• _TASK REQUIREMENTS_:
Reproduce the full listing below unchanged, apart from the pictures.
========
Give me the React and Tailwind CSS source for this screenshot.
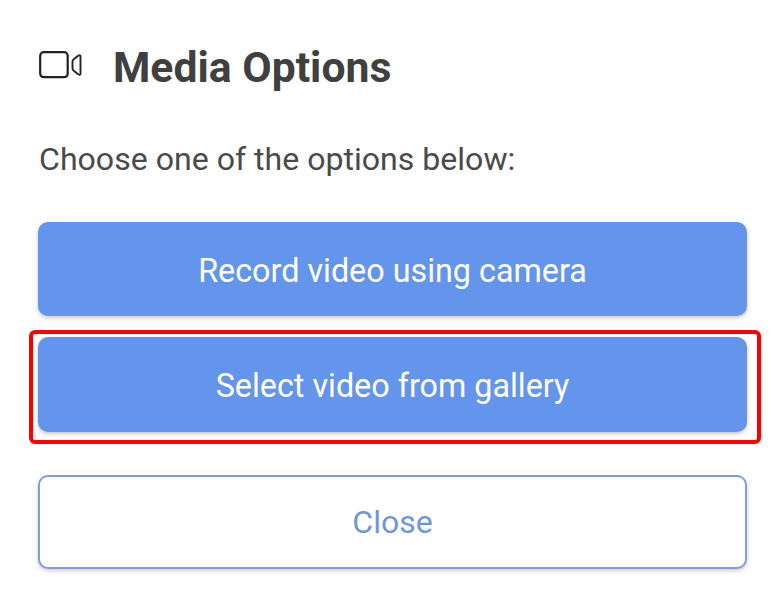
export default function App() {
  return (
    <div className="w-[784px] h-[606px] bg-white overflow-hidden pt-[42px] px-[39px] font-['Roboto',sans-serif]">
      <div className="flex items-center h-[50px]">
        <svg width="44" height="32" viewBox="0 0 44 32" fill="none" stroke="#222222" strokeWidth="2.2" className="shrink-0">
          <rect x="1.2" y="1.2" width="27.5" height="25" rx="3.5" />
          <path d="M33.5 10.5 Q33.5 9 35 8 L39.5 4.5 Q41.5 3.5 41.5 5.5 V22.5 Q41.5 24.5 39.5 23.5 L35 20 Q33.5 19 33.5 17.5 Z" strokeWidth="1.9" strokeLinejoin="round" />
        </svg>
        <h1 className="ml-[30px] text-[42.7px] leading-[50px] font-bold text-[#404040]">Media Options</h1>
      </div>
      <p className="mt-[47px] text-[32.1px] leading-[40px] text-[#4a4a4a]">Choose one of the options below:</p>
      <div className="mt-[43px] -ml-px flex flex-col">
        <button className="h-[94px] w-[709px] pt-[4px] rounded-[10px] bg-[#6495ed] text-white text-[32.3px] shadow-[0_2px_4px_rgba(0,0,0,0.22)]">Record video using camera</button>
        <div className="relative mt-[21px]">
          <button className="h-[95px] w-[709px] pt-[4px] rounded-[10px] bg-[#6495ed] text-white text-[32.3px] shadow-[0_2px_4px_rgba(0,0,0,0.22)]">Select video from gallery</button>
          <div className="absolute left-[-9px] top-[-7px] w-[732px] h-[114px] border-[4px] border-[#ff0000] rounded-[6px]"></div>
        </div>
        <button className="mt-[43px] h-[94px] w-[709px] rounded-[10px] bg-white border-2 border-[#7f9fd6] text-[#6e96dc] text-[32px] shadow-[0_2px_4px_rgba(0,0,0,0.2)]">Close</button>
      </div>
    </div>
  );
}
========
• _RESPONSE TO THE TASK_:
Give me the React and Tailwind CSS source for this screenshot.
export default function App() {
  return (
    <div className="w-[784px] h-[606px] bg-white overflow-hidden pt-[42px] px-[39px] font-['Roboto',sans-serif]">
      <div className="flex items-center h-[50px]">
        <svg width="44" height="32" viewBox="0 0 44 32" fill="none" stroke="#222222" strokeWidth="2.2" className="shrink-0">
          <rect x="1.2" y="1.2" width="27.5" height="25" rx="3.5" />
          <path d="M33.5 10.5 Q33.5 9 35 8 L39.5 4.5 Q41.5 3.5 41.5 5.5 V22.5 Q41.5 24.5 39.5 23.5 L35 20 Q33.5 19 33.5 17.5 Z" strokeWidth="1.9" strokeLinejoin="round" />
        </svg>
        <h1 className="ml-[30px] text-[42.7px] leading-[50px] font-bold text-[#404040]">Media Options</h1>
      </div>
      <p className="mt-[47px] text-[32.1px] leading-[40px] text-[#4a4a4a]">Choose one of the options below:</p>
      <div className="mt-[43px] -ml-px flex flex-col">
        <button className="h-[94px] w-[709px] pt-[4px] rounded-[10px] bg-[#6495ed] text-white text-[32.3px] shadow-[0_2px_4px_rgba(0,0,0,0.22)]">Record video using camera</button>
        <div className="relative mt-[21px]">
          <button className="h-[95px] w-[709px] pt-[4px] rounded-[10px] bg-[#6495ed] text-white text-[32.3px] shadow-[0_2px_4px_rgba(0,0,0,0.22)]">Select video from gallery</button>
          <div className="absolute left-[-9px] top-[-7px] w-[732px] h-[114px] border-[4px] border-[#ff0000] rounded-[6px]"></div>
        </div>
        <button className="mt-[43px] h-[94px] w-[709px] rounded-[10px] bg-white border-2 border-[#7f9fd6] text-[#6e96dc] text-[32px] shadow-[0_2px_4px_rgba(0,0,0,0.2)]">Close</button>
      </div>
    </div>
  );
}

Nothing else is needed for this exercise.